After finishing Steve Yarbrough’s The Oxygen Man, I started thinking about the sense of entitlement. We had discussed this in my book club a couple weeks ago when we were talking about The Great Gatsby.
In Gatsby, Tom and Daisy exhibit their sense of entitlement throughout the book. When we first meet them they are lazing about doing little. Their daughter is an ornament for them and little else. They see all the environment of their lives as their right and due and for them to use. At the end, when Nick accuses Tom of pointing Wilson to Gatsby as cause of the car accident, Tom asked what else could he do? He had no remorse over the consequences of that action.

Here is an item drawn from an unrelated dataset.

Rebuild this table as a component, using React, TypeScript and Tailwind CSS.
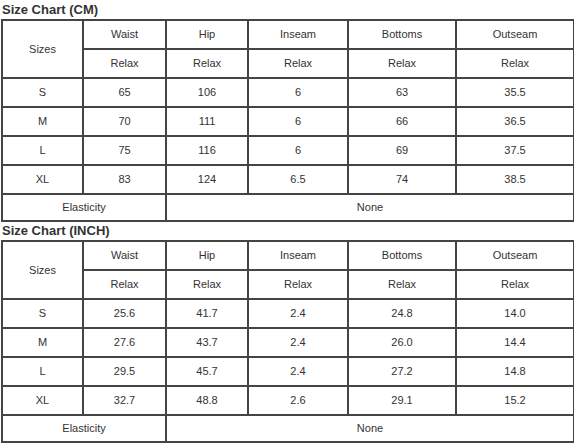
import React from 'react';

type Chart = {
  title: string;
  rows: string[][];
};

const headers = ['Waist', 'Hip', 'Inseam', 'Bottoms', 'Outseam'];

const charts: Chart[] = [
  {
    title: 'Size Chart (CM)',
    rows: [
      ['S', '65', '106', '6', '63', '35.5'],
      ['M', '70', '111', '6', '66', '36.5'],
      ['L', '75', '116', '6', '69', '37.5'],
      ['XL', '83', '124', '6.5', '74', '38.5'],
    ],
  },
  {
    title: 'Size Chart (INCH)',
    rows: [
      ['S', '25.6', '41.7', '2.4', '24.8', '14.0'],
      ['M', '27.6', '43.7', '2.4', '26.0', '14.4'],
      ['L', '29.5', '45.7', '2.4', '27.2', '14.8'],
      ['XL', '32.7', '48.8', '2.6', '29.1', '15.2'],
    ],
  },
];

const cell = 'border-2 border-[#444] h-[29px] p-0 text-center align-middle font-normal';
const lastCell = 'border-2 border-[#444] h-[27px] p-0 text-center align-middle font-normal';

function SizeTable({ chart, first }: { chart: Chart; first: boolean }) {
  return (
    <div>
      <h2
        className={
          first
            ? 'text-[13px] leading-[19px] font-bold text-[#333] pl-[2px]'
            : 'text-[13px] leading-[18px] font-bold text-[#333] pl-[2px]'
        }
      >
        {chart.title}
      </h2>
      <table className="ml-px w-[572px] table-fixed border-collapse border-2 border-[#444] text-[11px] text-[#333]">
        <colgroup>
          <col className="w-[81px]" />
          <col className="w-[83px]" />
          <col className="w-[82px]" />
          <col className="w-[100px]" />
          <col className="w-[108px]" />
          <col className="w-[118px]" />
        </colgroup>
        <tbody>
          <tr>
            <td rowSpan={2} className={cell}>
              Sizes
            </td>
            {headers.map((h) => (
              <td key={h} className={cell}>
                {h}
              </td>
            ))}
          </tr>
          <tr>
            {headers.map((h) => (
              <td key={h} className={cell}>
                Relax
              </td>
            ))}
          </tr>
          {chart.rows.map((row) => (
            <tr key={row[0]}>
              {row.map((v, i) => (
                <td key={i} className={cell}>
                  {v}
                </td>
              ))}
            </tr>
          ))}
          <tr>
            <td colSpan={2} className={lastCell}>
              Elasticity
            </td>
            <td colSpan={4} className={lastCell}>
              None
            </td>
          </tr>
        </tbody>
      </table>
    </div>
  );
}

export default function App() {
  return (
    <div className="w-[574px] h-[444px] bg-white overflow-hidden" style={{ fontFamily: '"Liberation Sans", Arial, sans-serif' }}>
      {charts.map((c, i) => (
        <SizeTable key={c.title} chart={c} first={i === 0} />
      ))}
    </div>
  );
}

In The Oxygen Man, the main character Ned Rose works as Mack Bell’s right hand man at a catfish farm in Mississippi. They have known each other since high school. Ned’s family is the picture of poor white trash. Mack’s family is one of the rich farm owners of the area.
At first Mack’s sense of entitlement is not obvious. But as the book continues and goes between the current time (1996) and the high school period (1972) it starts to show. Because of their circumstances, Ned allowed Mack to have that entitlement without being aware he did so. Ned’s anger explodes in high school with consequences that will affect the rest of his life. This gives Mack yet another hold on Ned. And again, Ned allows and even helps facilitate that sense.
How much of it was because of their families and how they were raised? Everyone knew what type of parents Ned and his sister had. While Mack’s parents were financially strapped due to droughts and flooding, they were still rich landowners and respected because of it. Then Mack inherited the farm rather than working for it – another prop to enforce his sense of entitlement.
Since I’ve never moved in the type of social levels that encourage that sense of entitlement, it’s troubling for me to see it. I know it happens, but it certainly isn’t right. We can and should appreciate our finances and lifestyle – but not at the cost of others. Both these novels highlight that fact.